Lyons's poetry project has been beautiful, but it has had a utilitarian purpose, too, says Corrigan. Though bright and airy, the foyer of the theatre retains the stern brow - in the shape of large stone buttresses and archways framing the stairwell - of the building's former function, and the risk was that the upstairs spaces would appear off-limits. The staircase poems literally broke that imaginary line and enabled a natural flow within the building. The challenge now is to keep that flow going now that the poems' tenure has drawn to a close.

What of the other desirable flow, however - that of paying punters? The challenge for any new venue is to think on its feet during its first year of programming; to detect and to respond to the patterns of interest and indifference in its target audience within the same short space of time. Two very different performance art forms have so far proved the biggest draw at the Dock - traditional music and comedy.

The success of the first, a monthly trad club offering performances by top musicians including Séamus Begley and John Carty, came as a surprise, says Corrigan. Which might in itself seem odd, given Leitrim's thriving trad scene. But that's exactly the point.

"There's good trad available already in the pubs in Carrick, so to see there was an audience that would come along and pay €15 to sit and listen without a pint in their hand . . . that was a success for us."

The monthly comedy club taps into another significant market in the town - Carrick's young population, drawn by the celebrity cachet of comedians they may have seen on television. The hope is that, in drawing people into the venue in large numbers for comedy, or for comedy-based theatre offerings, a relationship will be established between the venue and those potential patrons; that they will grow to trust the venue and return for, perhaps, a Beckett play. A funny one, mind - Malone Dies is the example that Corrigan cites.

Why this reliance on the possibility of laughter to secure an audience? Is there not a wealth of work between stand-up and Beckett? Might not this dependence on comedy as "a good kind of 'get' ", as Corrigan describes it, be interpreted as a reliance on the easy option where the performance arts are concerned?

Corrigan allows that comedy has been a reference point for this year, "because it was important to break the notion of this authoritarian building, this precious art space, as well as the notion that nobody would ever choose to go into this building in its past form."

This is a fair point, but the relative paucity of professional theatre in this year's programme remains a problem. There have been some visiting productions, some of which, including Donal O'Kelly's Catalpa and Aidan Dooley's Tom Crean, sold out, and there have been productions by the local amateur and semi-professional theatre companies. The latter company, Beezkneez, will return in November with a new play written by its artistic director, John McDwyer. So, it seems, there's an audience for solid pieces of theatre, and even a local source of original plays. Why, then, has theatre not had a greater presence in the programme?
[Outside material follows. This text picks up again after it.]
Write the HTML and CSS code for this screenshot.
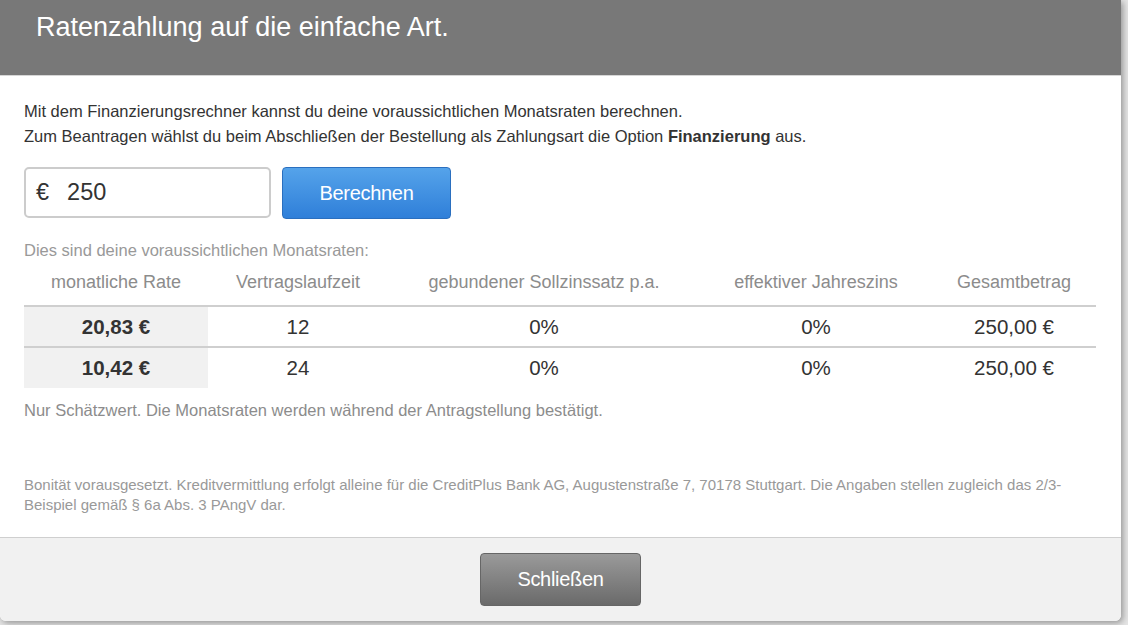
FILE: index.html
```
<!DOCTYPE html>
<html lang="de">

<head>
    <meta charset="UTF-8">
    <meta name="viewport" content="width=device-width, initial-scale=1.0">
    <title>Ratenzahlung</title>
    <link rel="stylesheet" href="styles.css">
</head>

<body>
    <div class="modal">
        <div class="modal-header">
            <h2>Ratenzahlung auf die einfache Art.</h2>
        </div>
        <div class="modal-body">
            <p class="intro">
                Mit dem Finanzierungsrechner kannst du deine voraussichtlichen Monatsraten berechnen.<br>
                Zum Beantragen wählst du beim Abschließen der Bestellung als Zahlungsart die Option <b>Finanzierung</b> aus.
            </p>
            <div class="calc">
                <div class="amount">
                    <span class="currency">€</span>
                    <span class="value">250</span>
                </div>
                <button class="btn-calc">Berechnen</button>
            </div>
            <p class="hint">Dies sind deine voraussichtlichen Monatsraten:</p>
            <table class="rates">
                <thead>
                    <tr>
                        <th class="c1">monatliche Rate</th>
                        <th class="c2">Vertragslaufzeit</th>
                        <th class="c3">gebundener Sollzinssatz p.a.</th>
                        <th class="c4">effektiver Jahreszins</th>
                        <th class="c5">Gesamtbetrag</th>
                    </tr>
                </thead>
                <tbody>
                    <tr>
                        <td class="rate">20,83 €</td>
                        <td>12</td>
                        <td>0%</td>
                        <td>0%</td>
                        <td>250,00 €</td>
                    </tr>
                    <tr>
                        <td class="rate">10,42 €</td>
                        <td>24</td>
                        <td>0%</td>
                        <td>0%</td>
                        <td>250,00 €</td>
                    </tr>
                </tbody>
            </table>
            <p class="hint note">Nur Schätzwert. Die Monatsraten werden während der Antragstellung bestätigt.</p>
            <p class="legal">Bonität vorausgesetzt. Kreditvermittlung erfolgt alleine für die CreditPlus Bank AG, Augustenstraße 7, 70178 Stuttgart. Die Angaben stellen zugleich das 2/3-Beispiel gemäß § 6a Abs. 3 PAngV dar.</p>
        </div>
        <div class="modal-footer">
            <button class="btn-close">Schließen</button>
        </div>
    </div>
</body>

</html>
```

FILE: styles.css
```
* {
    box-sizing: border-box;
    margin: 0;
    padding: 0;
}

body {
    font-family: Arial, "Liberation Sans", sans-serif;
    background-color: #e4e4e4;
    width: 1128px;
    height: 625px;
    overflow: hidden;
}

.modal {
    width: 1121px;
    background-color: #fff;
    border-radius: 0 0 6px 6px;
    box-shadow: 2px 2px 6px rgba(0, 0, 0, 0.35);
    overflow: hidden;
}

.modal-header {
    background-color: #787878;
    height: 76px;
    padding: 10px 36px;
    border-bottom: 1px solid #d6d6d6;
}

.modal-header h2 {
    color: #fff;
    font-weight: normal;
    font-size: 27px;
    line-height: 34px;
}

.modal-body {
    padding: 23px 24px 0 24px;
    height: 461px;
}

.intro {
    color: #333;
    font-size: 16.5px;
    line-height: 25px;
}

.calc {
    display: flex;
    gap: 11px;
    margin-top: 18px;
}

.amount {
    width: 247px;
    height: 51px;
    border: 2px solid #ccc;
    border-radius: 5px;
    display: flex;
    align-items: center;
    padding-left: 10px;
    font-size: 23.5px;
    color: #333;
}

.amount .value {
    margin-left: 18px;
}

.btn-calc {
    width: 169px;
    height: 52px;
    border: 1px solid #2a6fbf;
    border-radius: 4px;
    background: linear-gradient(to bottom, #55a3ea 0%, #2f7fd9 100%);
    color: #fff;
    font-family: inherit;
    font-size: 20px;
    letter-spacing: -0.3px;
}

.hint {
    color: #999;
    font-size: 16.5px;
    line-height: 20px;
    margin-top: 21px;
}

.rates {
    width: 1072px;
    border-collapse: collapse;
    margin-top: 1px;
    table-layout: fixed;
}

.rates th {
    color: #8c8c8c;
    font-weight: normal;
    font-size: 18px;
    height: 45px;
    border-bottom: 2px solid #cfcfcf;
    padding-bottom: 2px;
}

.rates .c1 { width: 184px; }
.rates .c2 { width: 180px; }
.rates .c3 { width: 312px; }
.rates .c4 { width: 232px; }
.rates .c5 { width: 164px; }

.rates td {
    text-align: center;
    color: #333;
    font-size: 20.5px;
    height: 41px;
}

.rates tbody tr:first-child td {
    border-bottom: 2px solid #cfcfcf;
}

.rates td.rate {
    background-color: #f1f1f1;
    font-weight: bold;
}

.note {
    color: #8c8c8c;
    margin-top: 12px;
}

.legal {
    color: #999;
    font-size: 15px;
    line-height: 20px;
    margin-top: 55px;
}

.modal-footer {
    background-color: #f1f1f1;
    border-top: 1px solid #cfcfcf;
    height: 84px;
    display: flex;
    justify-content: center;
    padding-top: 15px;
}

.btn-close {
    width: 161px;
    height: 53px;
    border: 1px solid #666;
    border-radius: 4px;
    background: linear-gradient(to bottom, #9a9a9a 0%, #6a6a6a 100%);
    color: #fff;
    font-family: inherit;
    font-size: 20px;
    letter-spacing: -0.3px;
}
```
"We'd happily take more plays like that, but they don't get offered, don't cross my desk," says Corrigan, adding that other works of professional theatre have been far from sell-out successes. "It's partly because of our smaller physical size, but it's tricky to get a lot of good quality touring theatre that works in our venue, and there are issues around touring theatre in Ireland generally. Cost, cast sizes . . . and also there's a growing international interest, for Irish companies, in touring, which has knock-on effects for regional venues" - a topic that has been hotly debated in these pages this week. But professional theatre is a hard sell for the Dock in any case, he says, and it has been more difficult to formulate an artistic policy for the performing arts than it has been for the visual arts, "because there are more artists who want to exhibit".
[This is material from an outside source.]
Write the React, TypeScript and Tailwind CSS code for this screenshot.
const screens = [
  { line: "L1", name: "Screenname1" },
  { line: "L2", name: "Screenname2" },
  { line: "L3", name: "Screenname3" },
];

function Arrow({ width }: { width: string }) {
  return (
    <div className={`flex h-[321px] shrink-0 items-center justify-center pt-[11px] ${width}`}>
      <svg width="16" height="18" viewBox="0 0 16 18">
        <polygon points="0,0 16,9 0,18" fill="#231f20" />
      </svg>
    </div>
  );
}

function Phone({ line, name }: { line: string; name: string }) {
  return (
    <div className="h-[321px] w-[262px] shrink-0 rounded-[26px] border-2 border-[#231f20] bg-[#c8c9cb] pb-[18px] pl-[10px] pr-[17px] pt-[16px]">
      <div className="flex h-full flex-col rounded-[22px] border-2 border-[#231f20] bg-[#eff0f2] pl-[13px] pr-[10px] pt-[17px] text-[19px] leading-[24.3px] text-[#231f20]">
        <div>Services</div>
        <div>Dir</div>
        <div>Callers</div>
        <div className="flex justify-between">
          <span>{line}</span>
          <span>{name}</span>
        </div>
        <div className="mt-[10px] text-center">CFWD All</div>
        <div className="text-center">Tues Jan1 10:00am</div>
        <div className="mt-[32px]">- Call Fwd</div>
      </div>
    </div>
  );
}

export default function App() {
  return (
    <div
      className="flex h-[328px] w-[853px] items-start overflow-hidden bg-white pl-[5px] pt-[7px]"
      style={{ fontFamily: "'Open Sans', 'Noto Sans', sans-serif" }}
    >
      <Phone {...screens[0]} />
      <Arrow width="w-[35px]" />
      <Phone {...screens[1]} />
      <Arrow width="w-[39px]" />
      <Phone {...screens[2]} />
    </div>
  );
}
In the years ahead, he is hoping to work with theatre and theatre training professionals, including those who work in fringe festivals and on the new performing arts programme at the Sligo Institute of Technology, to work out a strategy for investing up to €20,000 annually in emerging artists and companies. Corrigan already has some good ideas about how the Dock might do this, but he's wary of putting them on the record until they're fully formulated.

The first birthday of the venue this month will not be marked with any fanfare, but with a quiet time during which Corrigan and his artistic and policy staff will work to put together a strategy for the next year and beyond.

"The question for us is, or one of the questions for us is, can we get people to buy into the notion of the Dock? That being something that's legitimately hit and miss? Can we get people to a point where around the town, you ask, 'What's on in the Dock?', and somebody says to you in 18 months' time, 'I'm not sure, but there's always something different on.' That would be a huge win for us in three years."